District Judge Mark Gibbons will decide Wednesday whether a prosecutor stepped over the line in closing arguments at the child abuse murder trial of licensed child-care worker Alica Wegner.
If the judge rejects Wegner's motion for a new trial, he will go ahead with the scheduled sentencing on her murder conviction.
Wegner, 34, was convicted Dec. 3 of murder by child abuse in the March 1997 death of 14-month-old Kierra Harrison at Wegner's child-care facility.
The mandatory sentence set by law is life or 50 years in prison with parole possible after 20 years, or life without the possibility of parole. Prosecutors did not seek the death penalty.
Even if she's sentenced Wednesday, Wegner may not go to prison right away.
Gibbons indicated at a hearing Friday that because of the "extraordinary" controversies in the case and allegations of misconduct by the prosecutor, he is inclined to grant bail pending an appeal to the Nevada Supreme Court.
Wegner was free on $100,000 bail before the trial.
Wegner's lawyers say Deputy District Attorney Vicki Monroe improperly revealed during closing arguments medical tests that had been done but were not allowed to be used as evidence.
The defense had argued during the trial that Kierra's injuries occurred when she was in the care of her parents over the weekend, before she was brought to the child-care facility where she eventually collapsed.

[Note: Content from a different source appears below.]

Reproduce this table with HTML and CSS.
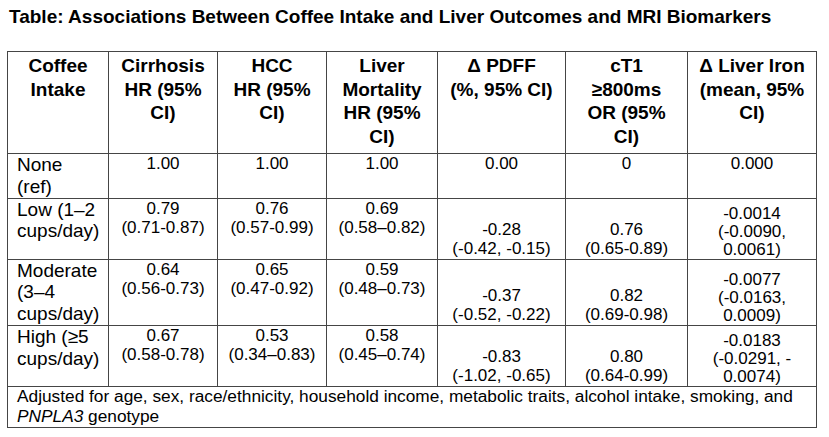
FILE: index.html
```html
<!DOCTYPE html>
<html lang="en">
<head>
<meta charset="utf-8">
<title>Coffee Intake and Liver Outcomes</title>
<link rel="stylesheet" href="styles.css">
</head>
<body>
<h1 class="title">Table: Associations Between Coffee Intake and Liver Outcomes and MRI Biomarkers</h1>
<table class="grid">
  <colgroup>
    <col class="w1"><col class="w2"><col class="w3"><col class="w4"><col class="w5"><col class="w6"><col class="w7">
  </colgroup>
  <thead>
    <tr class="r-head">
      <th>Coffee<br>Intake</th>
      <th>Cirrhosis<br>HR (95%<br>CI)</th>
      <th>HCC<br>HR (95%<br>CI)</th>
      <th>Liver<br>Mortality<br>HR (95%<br>CI)</th>
      <th>Δ PDFF<br>(%, 95% CI)</th>
      <th>cT1<br>≥800ms<br>OR (95%<br>CI)</th>
      <th>Δ Liver Iron<br>(mean, 95%<br>CI)</th>
    </tr>
  </thead>
  <tbody>
    <tr class="r-none">
      <td class="lbl">None<br>(ref)</td>
      <td class="num">1.00</td>
      <td class="num">1.00</td>
      <td class="num">1.00</td>
      <td class="num">0.00</td>
      <td class="num">0</td>
      <td class="num">0.000</td>
    </tr>
    <tr class="r-low">
      <td class="lbl">Low (1–2<br>cups/day)</td>
      <td class="num">0.79<br>(0.71-0.87)</td>
      <td class="num">0.76<br>(0.57-0.99)</td>
      <td class="num">0.69<br>(0.58–0.82)</td>
      <td class="num bot">-0.28<br>(-0.42, -0.15)</td>
      <td class="num bot">0.76<br>(0.65-0.89)</td>
      <td class="num bot iron">-0.0014<br>(-0.0090,<br>0.0061)</td>
    </tr>
    <tr class="r-mod">
      <td class="lbl">Moderate<br>(3–4<br>cups/day)</td>
      <td class="num">0.64<br>(0.56-0.73)</td>
      <td class="num">0.65<br>(0.47-0.92)</td>
      <td class="num">0.59<br>(0.48–0.73)</td>
      <td class="num bot">-0.37<br>(-0.52, -0.22)</td>
      <td class="num bot">0.82<br>(0.69-0.98)</td>
      <td class="num bot iron">-0.0077<br>(-0.0163,<br>0.0009)</td>
    </tr>
    <tr class="r-high">
      <td class="lbl">High (≥5<br>cups/day)</td>
      <td class="num">0.67<br>(0.58-0.78)</td>
      <td class="num">0.53<br>(0.34–0.83)</td>
      <td class="num">0.58<br>(0.45–0.74)</td>
      <td class="num bot">-0.83<br>(-1.02, -0.65)</td>
      <td class="num bot">0.80<br>(0.64-0.99)</td>
      <td class="num bot iron">-0.0183<br>(-0.0291, -<br>0.0074)</td>
    </tr>
  </tbody>
  <tfoot>
    <tr class="r-foot">
      <td class="note" colspan="7">Adjusted for age, sex, race/ethnicity, household income, metabolic traits, alcohol intake, smoking, and<br><i>PNPLA3</i> genotype</td>
    </tr>
  </tfoot>
</table>
</body>
</html>
```
FILE: styles.css
```css
html, body {
  background: #ffffff;
}
body {
  margin: 0;
  padding: 6px 0 0 7px;
  font-family: "Liberation Sans", Arial, Helvetica, sans-serif;
  color: #000000;
}
.title {
  margin: 0 0 23px 2px;
  font-size: 19px;
  line-height: 22px;
  font-weight: bold;
}
.grid {
  border-collapse: collapse;
  table-layout: fixed;
  width: 810px;
}
.w1 { width: 101px; }
.w2 { width: 109px; }
.w3 { width: 109px; }
.w4 { width: 111px; }
.w5 { width: 128px; }
.w6 { width: 122px; }
.w7 { width: 129px; }

.grid th,
.grid td {
  border: 1px solid #454545;
  padding: 0 4px;
  vertical-align: top;
  text-align: center;
}
.grid th {
  font-size: 19px;
  line-height: 23.5px;
  font-weight: bold;
  padding-top: 2px;
}
.grid td {
  font-size: 17px;
  line-height: 19.5px;
}
.grid td.lbl {
  text-align: left;
  font-size: 19px;
  line-height: 21.8px;
  padding-left: 9px;
}
.grid td.bot {
  vertical-align: bottom;
}
.grid td.iron {
  font-size: 17px;
  line-height: 18px;
}
.grid td.note {
  text-align: left;
  font-size: 17.3px;
  line-height: 19.8px;
  padding-left: 9px;
}
.r-head { height: 102px; }
.r-none { height: 44px; }
.r-low { height: 61px; }
.r-mod { height: 66px; }
.r-high { height: 61px; }
.r-foot { height: 41px; }
```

Tests by defense experts -- including the Mayo Clinic and the U.S. Armed Forces Institute of Pathology -- on tissue taken from the girl's brain after her death indicated an injury that had been inflicted prior to the date Kierra collapsed.

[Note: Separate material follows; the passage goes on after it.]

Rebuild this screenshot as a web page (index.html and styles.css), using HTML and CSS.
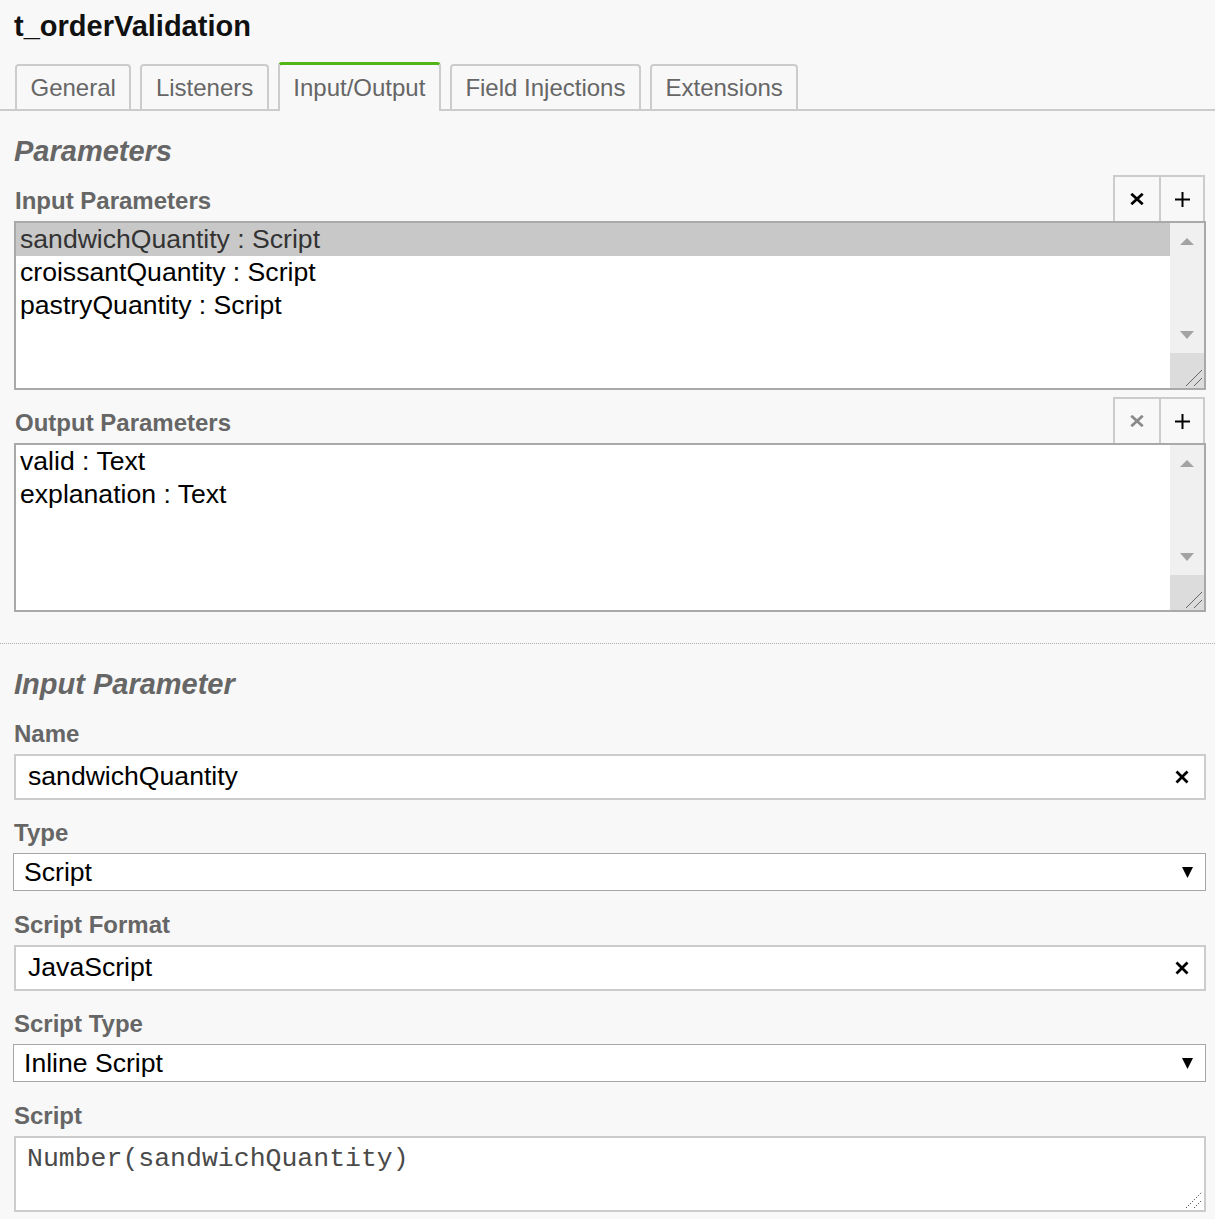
FILE: index.html
```html
<!DOCTYPE html>
<html>
<head>
<meta charset="utf-8">
<title>t_orderValidation</title>
<link rel="stylesheet" href="styles.css">
</head>
<body>
<div class="title">t_orderValidation</div>
<div class="tabs">
  <div class="tab">General</div>
  <div class="tab">Listeners</div>
  <div class="tab active">Input/Output</div>
  <div class="tab">Field Injections</div>
  <div class="tab">Extensions</div>
</div>

<section class="params">
  <h2 class="heading">Parameters</h2>

  <div class="list-head">
    <div class="list-label">Input Parameters</div>
    <div class="btns">
      <div class="btn"><svg width="14" height="12" viewBox="0 0 14 12"><path d="M1.3 0.8L12.7 11.2M12.7 0.8L1.3 11.2" stroke="#000" stroke-width="2.8" fill="none"/></svg></div>
      <div class="btn"><svg width="17" height="17" viewBox="0 0 17 17"><path d="M8.5 1V16M1 8.5H16" stroke="#000" stroke-width="2" fill="none"/></svg></div>
    </div>
  </div>
  <div class="listbox">
    <div class="rows">
      <div class="row sel">sandwichQuantity : Script</div>
      <div class="row">croissantQuantity : Script</div>
      <div class="row">pastryQuantity : Script</div>
    </div>
    <div class="sbar">
      <div class="sb-btn"><span class="tri-up"></span></div>
      <div class="sb-track"></div>
      <div class="sb-btn"><span class="tri-down"></span></div>
      <div class="corner"><svg width="18" height="17" viewBox="0 0 18 17"><path d="M1 16L17 0M9 16L17 8" stroke="#666" stroke-width="1" fill="none"/></svg></div>
    </div>
  </div>

  <div class="list-head out">
    <div class="list-label">Output Parameters</div>
    <div class="btns">
      <div class="btn"><svg width="14" height="12" viewBox="0 0 14 12"><path d="M1.3 0.8L12.7 11.2M12.7 0.8L1.3 11.2" stroke="#8a8a8a" stroke-width="2.8" fill="none"/></svg></div>
      <div class="btn"><svg width="17" height="17" viewBox="0 0 17 17"><path d="M8.5 1V16M1 8.5H16" stroke="#000" stroke-width="2" fill="none"/></svg></div>
    </div>
  </div>
  <div class="listbox">
    <div class="rows">
      <div class="row">valid : Text</div>
      <div class="row">explanation : Text</div>
    </div>
    <div class="sbar">
      <div class="sb-btn"><span class="tri-up"></span></div>
      <div class="sb-track"></div>
      <div class="sb-btn"><span class="tri-down"></span></div>
      <div class="corner"><svg width="18" height="17" viewBox="0 0 18 17"><path d="M1 16L17 0M9 16L17 8" stroke="#666" stroke-width="1" fill="none"/></svg></div>
    </div>
  </div>
</section>

<section class="detail">
  <h2 class="heading">Input Parameter</h2>

  <div class="field">
    <div class="label">Name</div>
    <div class="input"><span>sandwichQuantity</span><svg width="14" height="14" viewBox="0 0 14 14"><path d="M1.5 1.5L12.5 12.5M12.5 1.5L1.5 12.5" stroke="#000" stroke-width="2.8" fill="none"/></svg></div>
  </div>

  <div class="field">
    <div class="label">Type</div>
    <div class="select"><span>Script</span><svg width="11" height="11" viewBox="0 0 11 11"><path d="M0 0H11L5.5 11Z" fill="#000"/></svg></div>
  </div>

  <div class="field">
    <div class="label">Script Format</div>
    <div class="input"><span>JavaScript</span><svg width="14" height="14" viewBox="0 0 14 14"><path d="M1.5 1.5L12.5 12.5M12.5 1.5L1.5 12.5" stroke="#000" stroke-width="2.8" fill="none"/></svg></div>
  </div>

  <div class="field">
    <div class="label">Script Type</div>
    <div class="select"><span>Inline Script</span><svg width="11" height="11" viewBox="0 0 11 11"><path d="M0 0H11L5.5 11Z" fill="#000"/></svg></div>
  </div>

  <div class="field">
    <div class="label">Script</div>
    <div class="textarea">Number(sandwichQuantity)<svg class="grip" width="18" height="18" viewBox="0 0 18 18"><path d="M1 17L17 1M9 17L17 9" stroke="#555" stroke-width="1" stroke-dasharray="1.4 1.4" fill="none"/></svg></div>
  </div>
</section>
</body>
</html>
```

FILE: styles.css
```css
* { box-sizing: border-box; }

body {
  margin: 0;
  background: #f8f8f8;
  font-family: "Liberation Sans", Arial, sans-serif;
  color: #000;
}

.title {
  font-size: 29px;
  font-weight: bold;
  line-height: 32px;
  padding: 10px 0 0 14px;
  color: #111;
}

.tabs {
  display: flex;
  align-items: flex-end;
  gap: 9px;
  margin-top: 20px;
  padding-left: 15px;
  border-bottom: 2px solid #cccccc;
}

.tab {
  height: 45px;
  padding: 0 13.5px;
  border: 2px solid #cccccc;
  border-bottom: 0;
  border-radius: 4px 4px 0 0;
  font-size: 24px;
  color: #666;
  display: flex;
  align-items: center;
  background: #f8f8f8;
}

.tab.active {
  height: 49px;
  margin-bottom: -2px;
  border-top: 3px solid #52b415;
}

.params {
  padding: 24px 9px 31px 14px;
  border-bottom: 1px dotted #b0b0b0;
}

.heading {
  margin: 0;
  font-size: 29px;
  font-style: italic;
  font-weight: bold;
  line-height: 32px;
  color: #666;
}

.list-head {
  display: flex;
  align-items: flex-end;
  justify-content: space-between;
  margin-top: 8px;
}

.list-head.out { margin-top: 7px; }

.list-label {
  font-size: 24px;
  font-weight: bold;
  line-height: 28px;
  color: #666;
  padding-bottom: 6px;
  padding-left: 1px;
}

.btns {
  display: flex;
  border: 2px solid #cccccc;
  border-bottom: 0;
  margin-right: 1px;
}

.btn {
  width: 44px;
  height: 44px;
  display: flex;
  align-items: center;
  justify-content: center;
}

.btn + .btn { border-left: 2px solid #cccccc; }

.listbox {
  display: flex;
  height: 169px;
  border: 2px solid #a9a9a9;
  background: #fff;
}

.rows { flex: 1; }

.row {
  font-size: 26.6px;
  line-height: 33px;
  padding-left: 4px;
  white-space: nowrap;
}

.row.sel {
  background: #c8c8c8;
  color: #333;
}

.sbar {
  width: 34px;
  background: #f0f0f0;
  display: flex;
  flex-direction: column;
}

.sb-btn {
  height: 36px;
  display: flex;
  align-items: center;
  justify-content: center;
}

.sb-track { flex: 1; }

.tri-up {
  width: 0;
  height: 0;
  border-left: 7.5px solid transparent;
  border-right: 7.5px solid transparent;
  border-bottom: 7px solid #a3a3a3;
}

.tri-down {
  width: 0;
  height: 0;
  border-left: 7.5px solid transparent;
  border-right: 7.5px solid transparent;
  border-top: 8px solid #a3a3a3;
}

.corner {
  height: 35px;
  background: #dcdcdc;
  display: flex;
  align-items: flex-end;
  justify-content: flex-end;
  padding: 0 1px 1px 0;
}

.detail {
  padding: 24px 9px 0 14px;
}

.field { margin-top: 19.5px; }

.label {
  font-size: 24px;
  font-weight: bold;
  line-height: 28px;
  color: #666;
  margin-bottom: 6px;
}

.input {
  height: 46px;
  border: 2px solid #cccccc;
  background: #fff;
  display: flex;
  align-items: center;
  justify-content: space-between;
  padding: 0 15px 0 12px;
  font-size: 26.6px;
}

.select {
  height: 38px;
  margin-left: -1px;
  border: 1px solid #a6a6a6;
  background: #fff;
  display: flex;
  align-items: center;
  justify-content: space-between;
  padding: 0 12px 0 10px;
  font-size: 26.6px;
}

.textarea {
  position: relative;
  height: 76px;
  border: 2px solid #cccccc;
  background: #fff;
  padding: 6px 11px;
  font-family: "Liberation Mono", "Courier New", monospace;
  font-size: 26.5px;
  color: #4a4a4a;
}

.grip {
  position: absolute;
  right: 1px;
  bottom: 1px;
}
```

Defense attorney Tony Sgro chastised the prosecution during his closing argument for not conducting certain tests to determine when the fatal injury occurred.

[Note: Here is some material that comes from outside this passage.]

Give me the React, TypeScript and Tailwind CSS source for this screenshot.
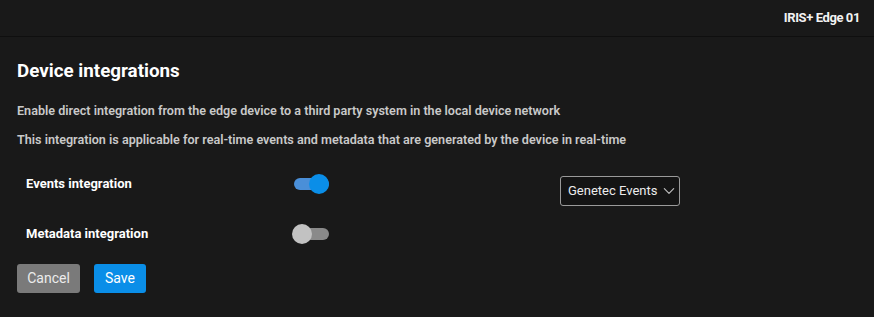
const Toggle = ({ on }: { on: boolean }) => {
  return (
    <div className="relative w-[39px] h-5 flex items-center">
      <div className={`ml-[2px] w-[35px] h-3 rounded-full ${on ? "bg-[#4a8fd8]" : "bg-[#8a8a8a]"}`} />
      <div
        className={`absolute top-0 w-5 h-5 rounded-full ${on ? "left-[17px] bg-[#0a8ee8]" : "left-0 bg-[#c2c2c2]"}`}
      />
    </div>
  );
};

const App = () => {
  return (
    <div className="w-[874px] h-[317px] bg-[#191919] text-white font-['Roboto',sans-serif]">
      {/* Top bar */}
      <header className="h-[37px] border-b border-[#0f0f0f] flex items-center justify-end pr-[14px]">
        <span className="text-[13px] font-bold tracking-[-0.4px] text-[#f2f2f2]">IRIS+ Edge 01</span>
      </header>

      <main className="px-[17px] pt-[22px]">
        <h1 className="text-[18.8px] font-bold leading-6 text-white">Device integrations</h1>
        <p className="mt-[20px] text-[12.6px] font-semibold leading-4 text-[#c9c9c9] whitespace-nowrap">
          Enable direct integration from the edge device to a third party system in the local device network
        </p>
        <p className="mt-[13px] text-[12.6px] font-semibold leading-4 text-[#c9c9c9] whitespace-nowrap">
          This integration is applicable for real-time events and metadata that are generated by the device in real-time
        </p>

        <div className="mt-[21px] pl-[9px] grid grid-cols-[266px_268px_auto] items-center gap-y-[25px]">
          <span className="text-[13px] font-bold">Events integration</span>
          <Toggle on />
          <div className="relative top-[7px] w-[120px] h-[30px] border border-[#9a9a9a] rounded-[3px] bg-[#141414] flex items-center justify-between pl-[7px] pr-[3px]">
            <span className="text-[13px] text-[#ececec] whitespace-nowrap">Genetec Events</span>
            <svg width="14" height="14" viewBox="0 0 24 24" fill="none" stroke="#bdbdbd" strokeWidth="2" strokeLinecap="round" strokeLinejoin="round">
              <path d="M4 8l8 8 8-8" />
            </svg>
          </div>

          <span className="text-[13px] font-bold">Metadata integration</span>
          <Toggle on={false} />
          <div />
        </div>

        <div className="mt-[20px] flex gap-[14px]">
          <button className="w-[63px] h-[29px] rounded-[3px] bg-[#7a7a7a] text-[14px] text-[#ececec]">Cancel</button>
          <button className="w-[52px] h-[29px] rounded-[3px] bg-[#0a8ee8] text-[14px] text-white">Save</button>
        </div>
      </main>
    </div>
  );
};

export default App;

Monroe objected and responded that the tests had been done but were not admitted as evidence at the request of the defense, because they had been completed too close to the trial date.
In court Friday, Sgro said that Monroe's attempt to get the evidence in through the back door should result in a new trial.
But Deputy District Attorney Doug Herndon said the defense "invited" Monroe's comments. He said Sgro "misled" the jury, and the prosecution "was entitled to right the scales."
The jury deliberated more than nine hours over three days before reaching its decision.
The defense had based its case on scientific evidence that the fatal head wound to the baby had occurred earlier, when she was in the care of her parents.
Prosecution experts, who analyzed the same slides of blood and tissue samples, disagreed.
In the end, the jury looked elsewhere to determine who was responsible for the skull fracture that killed Kierra. The girl suffered a depression fracture, like a cracked hard-boiled egg, and a crack in her skull a quarter-inch wide.
Emergency room physicians concluded that Kierra could not have functioned normally with those injuries. Yet according to Wegner's statements to authorities, Kierra had played with other children, ate apples and macaroni and cheese and gone along to run some errands, but suddenly became unresponsive and had difficulty breathing.
On a 911 tape, Wegner said Kierra had fallen and hit her head.
Wegner did not testify at the trial but she has written letters to the judge and is expected to give a statement at her sentencing.